4077 Sayılı Tüketicinin Korunması Hakkında Kanunun 4822 Sayılı Kanunla değişik 6. maddesi ile sözleşmelerdeki haksız şart düzenlenmiş ve <Satıcı ve sağlayıcının tüketiciyle müzakere etmeden, tek taraflı olarak sözleşmeye koyduğu, tarafların sözleşmeden doğan hak ve yükümlülüklerinde iyi niyet kuralına aykırı düşecek biçimde tüketici aleyhine dengesizliğe neden olan sözleşme koşulları haksız şarttır. Taraflardan birini tüketicinin oluşturduğu her türlü sözleşmede yer alan haksız şartlar tüketici için bağlayıcı, değildir. Eğer bir sözleşme şartı önceden hazırlanmışsa ve özellikle standart sözleşmede yer alması nedeniyle tüketici içeriğine etki edememişse, o sözleşme şartının tüketiciyle müzakere edilmediği kabul edilir. Sözleşmenin bütün olarak değerlendirilmesinden, standart sözleşme olduğu sonucuna varılırsa, bu sözleşmedeki bir şartın belirli unsurlarının veya münferit bir hükmünün müzakere edilmiş olması, sözleşmenin kalan kısmına bu maddenin uygulanmasını engellemez. Bir satıcı veya sağlayıcı, bir standart şartın münferiden tartışıldığını ileri sürüyorsa, bunu ispat yükü ona aittir. 6/A, 6/B, 6/C, 7, 9, 9/A, 10, 10/A ve 11/A maddelerinde yazılı olarak düzenlenmesi öngörülen tüketici sözleşmeleri en az oniki punto ve koyu siyah harflerle düzenlenir...> hükmü, yine 4077 Sayılı Kanunun değişik 6 ve 31. maddelerine dayanılarak hazırlanan Tüketici Sözleşmelerindeki Haksız Şartlar Hakkında Yönetmeliğin 7. maddesinde <satıcı, sağlayıcı veya kredi veren tarafından tüketici ile akdedilen sözleşmede kullanılan haksız şartlar batıldır> hükmü getirilmiştir.

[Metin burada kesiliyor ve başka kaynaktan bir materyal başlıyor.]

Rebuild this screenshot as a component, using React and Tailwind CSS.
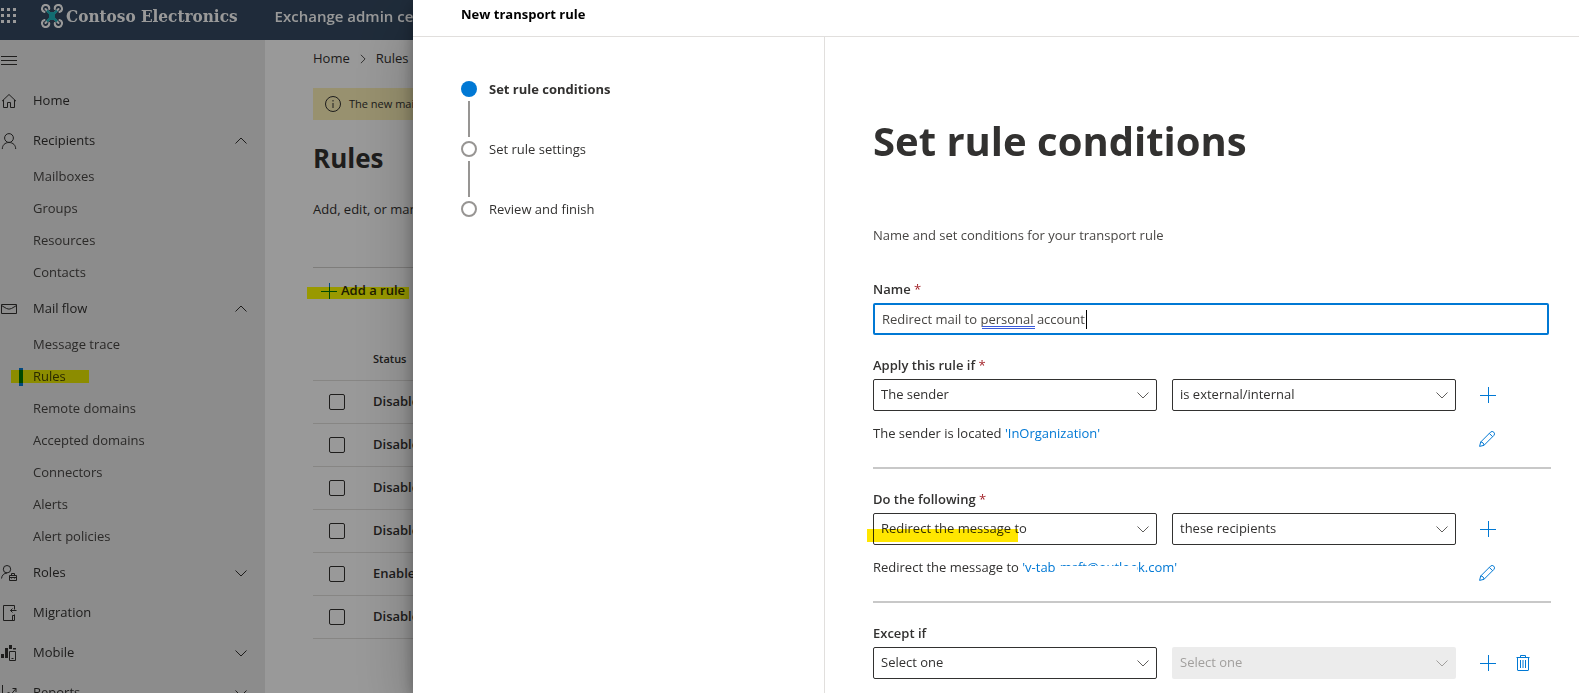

Taraflar arasındaki sözleşmenin 10. maddesinde kart kullanıcısından kart kullanım ücretinin alınacağı belirtilmiştir.

Yukarıda yapılan açıklamalar ışığında taraflar arasındaki sözleşme incelendiğinde; sözleşmenin davacı banka tarafından matbu, standart olarak hazırlanıp boş olan kısımların rakam, isim ve adresler yazılarak doldurulduğu, sözleşmenin on iki punto koyu siyah harflerle düzenlenmediği görülmektedir. Davacı, tüketici aleyhine olan ve tüketiciyi kart kullanımı ücreti adı altında bir külfete sokan sözleşme hükmünün tüketici ile ayrıca müzakere edilerek kararlaştırıldığını iddia ve ispat edememiştir. Böyle olunca sözleşmedeki kredi kartı üyelik ücreti alınacağına dair hükmün açıklanan yasa ve yönetmelik hükümleri karşısında haksız şart olduğu kabul edilmelidir. Dolayısıyla davalı bankanın bu sözleşme hükmüne dayalı olarak kredi kartı kullanıcısı davacıdan ücret istemesi olanaklı değildir.

Bu durumda yasaya aykırı olan Şanlıurfa İl Tüketici Sorunları Hakem Heyetinin 12.3.2008 tarih 2008/095 sayılı kararının iptali istemi ile açılan davanın kabulü gerekirken reddine karar verilmesi usul ve yasaya aykırı olup, bozma nedenidir.

Sonuç: Yukarıda açıklanan nedenlerle Yargıtay Cumhuriyet Başsavcılığının HUMK. 427/6 maddesine dayalı kanun yararına bozma talebinin kabulü ile hükmün sonucuna etkili olmamak üzere BOZULMASINA, peşin alınan temyiz harcının istek halinde iadesine, 12.10.2009 gününde oybirliği ile karar verildi.